[START]
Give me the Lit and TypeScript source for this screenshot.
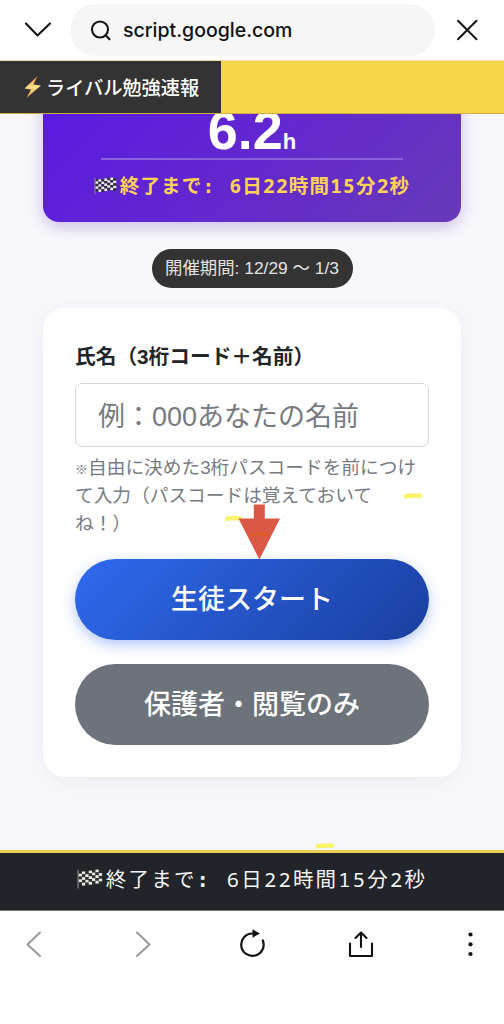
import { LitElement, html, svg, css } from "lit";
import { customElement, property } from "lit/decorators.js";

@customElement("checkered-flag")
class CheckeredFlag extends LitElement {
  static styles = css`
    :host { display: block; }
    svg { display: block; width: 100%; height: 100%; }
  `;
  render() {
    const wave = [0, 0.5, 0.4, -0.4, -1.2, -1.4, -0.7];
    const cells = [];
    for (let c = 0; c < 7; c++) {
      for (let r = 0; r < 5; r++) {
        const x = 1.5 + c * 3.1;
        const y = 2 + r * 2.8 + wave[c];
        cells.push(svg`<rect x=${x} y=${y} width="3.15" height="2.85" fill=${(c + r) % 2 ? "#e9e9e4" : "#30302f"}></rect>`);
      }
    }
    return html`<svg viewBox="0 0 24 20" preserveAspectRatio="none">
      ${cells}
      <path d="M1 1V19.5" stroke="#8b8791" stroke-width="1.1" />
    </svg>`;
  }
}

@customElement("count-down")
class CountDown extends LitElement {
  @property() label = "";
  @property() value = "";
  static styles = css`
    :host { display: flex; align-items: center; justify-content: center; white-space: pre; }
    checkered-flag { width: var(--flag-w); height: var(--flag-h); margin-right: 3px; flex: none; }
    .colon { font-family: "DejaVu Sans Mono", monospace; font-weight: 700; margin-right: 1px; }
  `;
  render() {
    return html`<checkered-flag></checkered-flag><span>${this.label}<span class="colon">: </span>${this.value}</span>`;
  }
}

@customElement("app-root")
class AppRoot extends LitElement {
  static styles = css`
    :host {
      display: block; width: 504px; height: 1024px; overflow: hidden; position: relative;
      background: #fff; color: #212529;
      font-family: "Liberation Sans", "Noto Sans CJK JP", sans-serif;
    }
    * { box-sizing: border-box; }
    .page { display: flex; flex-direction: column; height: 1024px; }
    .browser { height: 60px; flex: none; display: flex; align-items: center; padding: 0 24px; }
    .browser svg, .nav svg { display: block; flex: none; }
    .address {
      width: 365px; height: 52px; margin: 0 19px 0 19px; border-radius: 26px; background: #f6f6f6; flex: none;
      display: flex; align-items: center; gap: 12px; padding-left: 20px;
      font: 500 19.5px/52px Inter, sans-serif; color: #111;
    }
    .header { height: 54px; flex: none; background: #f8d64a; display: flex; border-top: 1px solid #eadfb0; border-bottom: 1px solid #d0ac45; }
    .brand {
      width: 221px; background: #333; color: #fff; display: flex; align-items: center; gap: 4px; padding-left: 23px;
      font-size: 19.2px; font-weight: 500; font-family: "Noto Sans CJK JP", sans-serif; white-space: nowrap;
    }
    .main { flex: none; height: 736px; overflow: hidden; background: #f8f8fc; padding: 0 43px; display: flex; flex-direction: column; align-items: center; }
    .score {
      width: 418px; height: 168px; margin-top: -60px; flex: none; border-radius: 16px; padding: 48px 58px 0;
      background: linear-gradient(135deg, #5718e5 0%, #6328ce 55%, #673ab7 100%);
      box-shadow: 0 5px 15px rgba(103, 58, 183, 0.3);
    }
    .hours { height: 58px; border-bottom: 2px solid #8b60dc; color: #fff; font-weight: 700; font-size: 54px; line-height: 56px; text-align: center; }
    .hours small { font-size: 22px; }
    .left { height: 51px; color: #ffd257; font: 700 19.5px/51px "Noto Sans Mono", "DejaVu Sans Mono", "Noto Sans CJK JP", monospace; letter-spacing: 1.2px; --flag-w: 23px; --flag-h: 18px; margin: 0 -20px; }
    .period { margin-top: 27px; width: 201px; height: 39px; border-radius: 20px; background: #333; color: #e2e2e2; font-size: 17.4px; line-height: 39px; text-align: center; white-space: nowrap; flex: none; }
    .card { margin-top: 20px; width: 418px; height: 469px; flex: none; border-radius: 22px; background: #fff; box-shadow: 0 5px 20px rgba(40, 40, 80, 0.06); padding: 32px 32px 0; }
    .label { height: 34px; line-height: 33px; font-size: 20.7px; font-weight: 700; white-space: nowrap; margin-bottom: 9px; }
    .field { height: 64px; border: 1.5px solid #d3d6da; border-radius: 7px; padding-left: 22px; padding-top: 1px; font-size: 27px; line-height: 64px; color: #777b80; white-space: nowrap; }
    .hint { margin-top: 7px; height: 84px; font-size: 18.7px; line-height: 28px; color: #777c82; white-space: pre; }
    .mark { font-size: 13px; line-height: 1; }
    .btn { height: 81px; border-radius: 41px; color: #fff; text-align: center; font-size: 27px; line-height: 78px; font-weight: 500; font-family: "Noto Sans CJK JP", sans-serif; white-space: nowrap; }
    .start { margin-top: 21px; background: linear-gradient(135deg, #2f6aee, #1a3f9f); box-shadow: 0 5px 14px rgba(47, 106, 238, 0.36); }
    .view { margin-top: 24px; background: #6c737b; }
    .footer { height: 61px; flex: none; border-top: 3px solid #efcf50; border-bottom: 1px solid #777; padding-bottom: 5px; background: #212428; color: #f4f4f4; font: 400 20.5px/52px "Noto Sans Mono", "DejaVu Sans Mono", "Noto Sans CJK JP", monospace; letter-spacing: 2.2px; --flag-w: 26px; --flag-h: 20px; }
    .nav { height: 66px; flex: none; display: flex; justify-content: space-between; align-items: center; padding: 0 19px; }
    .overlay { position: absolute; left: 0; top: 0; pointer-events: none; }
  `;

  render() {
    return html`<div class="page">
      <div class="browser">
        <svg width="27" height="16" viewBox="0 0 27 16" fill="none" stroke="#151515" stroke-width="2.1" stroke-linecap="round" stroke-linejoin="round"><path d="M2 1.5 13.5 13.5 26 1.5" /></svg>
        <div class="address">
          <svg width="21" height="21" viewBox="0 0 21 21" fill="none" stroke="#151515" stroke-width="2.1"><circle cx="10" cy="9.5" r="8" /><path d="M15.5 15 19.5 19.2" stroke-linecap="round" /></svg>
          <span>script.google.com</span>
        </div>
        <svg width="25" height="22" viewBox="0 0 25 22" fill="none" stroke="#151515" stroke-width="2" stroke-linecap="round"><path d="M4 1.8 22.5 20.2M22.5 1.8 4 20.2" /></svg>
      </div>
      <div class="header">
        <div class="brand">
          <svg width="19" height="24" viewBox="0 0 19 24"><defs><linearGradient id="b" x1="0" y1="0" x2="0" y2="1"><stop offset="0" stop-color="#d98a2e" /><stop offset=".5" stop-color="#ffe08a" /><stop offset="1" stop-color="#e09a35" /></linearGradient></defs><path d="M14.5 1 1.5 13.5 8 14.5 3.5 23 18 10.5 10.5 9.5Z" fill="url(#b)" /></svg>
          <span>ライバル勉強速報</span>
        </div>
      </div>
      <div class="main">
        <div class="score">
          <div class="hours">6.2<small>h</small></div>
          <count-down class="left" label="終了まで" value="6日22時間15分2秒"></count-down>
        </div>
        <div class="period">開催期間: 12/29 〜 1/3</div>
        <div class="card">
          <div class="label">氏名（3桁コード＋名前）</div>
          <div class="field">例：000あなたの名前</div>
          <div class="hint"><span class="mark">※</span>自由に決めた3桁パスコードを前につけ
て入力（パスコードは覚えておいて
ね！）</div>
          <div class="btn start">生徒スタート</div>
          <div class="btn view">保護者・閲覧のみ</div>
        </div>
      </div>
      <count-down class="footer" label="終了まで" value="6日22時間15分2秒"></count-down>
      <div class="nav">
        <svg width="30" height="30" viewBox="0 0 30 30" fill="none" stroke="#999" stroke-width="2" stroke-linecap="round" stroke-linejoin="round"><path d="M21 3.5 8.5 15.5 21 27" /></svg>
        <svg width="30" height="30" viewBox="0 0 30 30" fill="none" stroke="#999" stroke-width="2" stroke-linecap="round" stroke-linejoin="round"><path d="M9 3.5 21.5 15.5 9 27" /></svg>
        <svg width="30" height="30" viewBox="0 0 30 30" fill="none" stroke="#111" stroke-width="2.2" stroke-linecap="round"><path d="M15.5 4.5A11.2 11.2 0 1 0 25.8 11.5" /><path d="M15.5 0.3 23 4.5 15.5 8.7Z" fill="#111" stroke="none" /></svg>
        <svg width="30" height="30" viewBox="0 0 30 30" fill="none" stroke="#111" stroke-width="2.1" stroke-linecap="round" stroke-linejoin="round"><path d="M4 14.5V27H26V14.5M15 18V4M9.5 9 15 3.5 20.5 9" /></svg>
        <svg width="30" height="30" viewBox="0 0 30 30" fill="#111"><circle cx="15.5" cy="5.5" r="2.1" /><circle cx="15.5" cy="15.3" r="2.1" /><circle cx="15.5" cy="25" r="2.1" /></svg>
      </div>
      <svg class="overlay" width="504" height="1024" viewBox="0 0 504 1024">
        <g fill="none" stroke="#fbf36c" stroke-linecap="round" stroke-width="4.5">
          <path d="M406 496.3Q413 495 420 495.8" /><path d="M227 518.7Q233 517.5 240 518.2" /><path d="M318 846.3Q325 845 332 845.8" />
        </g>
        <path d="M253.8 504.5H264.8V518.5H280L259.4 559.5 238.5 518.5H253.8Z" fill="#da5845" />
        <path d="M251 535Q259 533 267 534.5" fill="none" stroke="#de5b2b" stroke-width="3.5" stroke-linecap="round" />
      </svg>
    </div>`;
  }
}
[END]
[START]
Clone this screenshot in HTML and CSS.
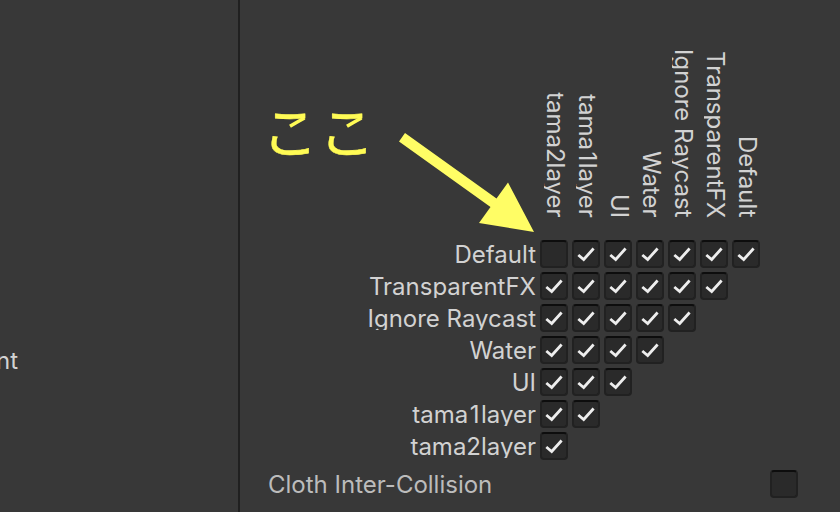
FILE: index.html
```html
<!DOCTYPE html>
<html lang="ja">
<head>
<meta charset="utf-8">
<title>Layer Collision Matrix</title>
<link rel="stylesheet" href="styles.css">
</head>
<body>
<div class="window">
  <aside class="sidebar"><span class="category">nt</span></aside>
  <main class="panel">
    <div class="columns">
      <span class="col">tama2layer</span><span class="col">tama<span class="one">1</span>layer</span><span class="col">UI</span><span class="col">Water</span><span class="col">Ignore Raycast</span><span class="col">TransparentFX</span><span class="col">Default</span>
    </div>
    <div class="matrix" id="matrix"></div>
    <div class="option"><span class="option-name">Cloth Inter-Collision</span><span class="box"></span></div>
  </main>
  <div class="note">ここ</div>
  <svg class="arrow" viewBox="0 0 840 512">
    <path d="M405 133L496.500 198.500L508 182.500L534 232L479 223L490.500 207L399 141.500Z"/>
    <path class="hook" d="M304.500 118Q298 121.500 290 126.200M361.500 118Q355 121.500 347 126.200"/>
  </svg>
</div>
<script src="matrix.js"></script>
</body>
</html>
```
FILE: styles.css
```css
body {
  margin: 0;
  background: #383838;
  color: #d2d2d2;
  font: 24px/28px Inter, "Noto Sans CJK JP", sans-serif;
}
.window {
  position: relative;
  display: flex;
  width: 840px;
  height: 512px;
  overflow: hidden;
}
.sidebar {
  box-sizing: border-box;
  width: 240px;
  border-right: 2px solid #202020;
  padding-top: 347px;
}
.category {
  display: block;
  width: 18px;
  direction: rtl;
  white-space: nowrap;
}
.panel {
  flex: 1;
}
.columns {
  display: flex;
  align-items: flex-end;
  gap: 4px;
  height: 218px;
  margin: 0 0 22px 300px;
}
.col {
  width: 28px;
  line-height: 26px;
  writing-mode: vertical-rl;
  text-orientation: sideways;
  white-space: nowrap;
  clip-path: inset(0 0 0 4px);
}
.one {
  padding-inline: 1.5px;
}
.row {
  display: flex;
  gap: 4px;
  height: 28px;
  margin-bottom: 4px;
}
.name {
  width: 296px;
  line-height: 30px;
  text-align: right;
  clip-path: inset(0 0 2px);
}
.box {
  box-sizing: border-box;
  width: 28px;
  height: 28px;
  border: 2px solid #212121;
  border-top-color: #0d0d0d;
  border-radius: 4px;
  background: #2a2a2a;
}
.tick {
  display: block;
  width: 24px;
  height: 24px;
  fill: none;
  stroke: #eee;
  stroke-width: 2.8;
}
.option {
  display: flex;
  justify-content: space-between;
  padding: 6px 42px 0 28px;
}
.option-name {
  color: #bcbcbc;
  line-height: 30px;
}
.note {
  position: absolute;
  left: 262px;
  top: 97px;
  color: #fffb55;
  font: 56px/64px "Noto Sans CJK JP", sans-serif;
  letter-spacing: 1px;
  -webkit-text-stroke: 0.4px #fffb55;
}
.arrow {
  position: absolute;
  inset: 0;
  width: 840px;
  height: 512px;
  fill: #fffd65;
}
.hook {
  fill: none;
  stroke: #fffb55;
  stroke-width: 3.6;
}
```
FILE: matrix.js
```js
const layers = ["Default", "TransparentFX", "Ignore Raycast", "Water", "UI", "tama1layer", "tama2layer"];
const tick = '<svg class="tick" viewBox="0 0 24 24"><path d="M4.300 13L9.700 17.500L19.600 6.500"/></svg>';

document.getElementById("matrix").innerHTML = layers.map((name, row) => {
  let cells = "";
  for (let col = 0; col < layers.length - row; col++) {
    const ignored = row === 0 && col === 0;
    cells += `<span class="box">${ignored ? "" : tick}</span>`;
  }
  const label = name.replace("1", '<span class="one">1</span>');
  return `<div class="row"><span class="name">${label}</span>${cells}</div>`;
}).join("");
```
[END]
Go through the entries and return each line where the word "this" appears.

Give me the Lit and TypeScript source for this screenshot.
    return html`<checkered-flag></checkered-flag><span>${this.label}<span class="colon">: </span>${this.value}</span>`;
Clone this screenshot in HTML and CSS.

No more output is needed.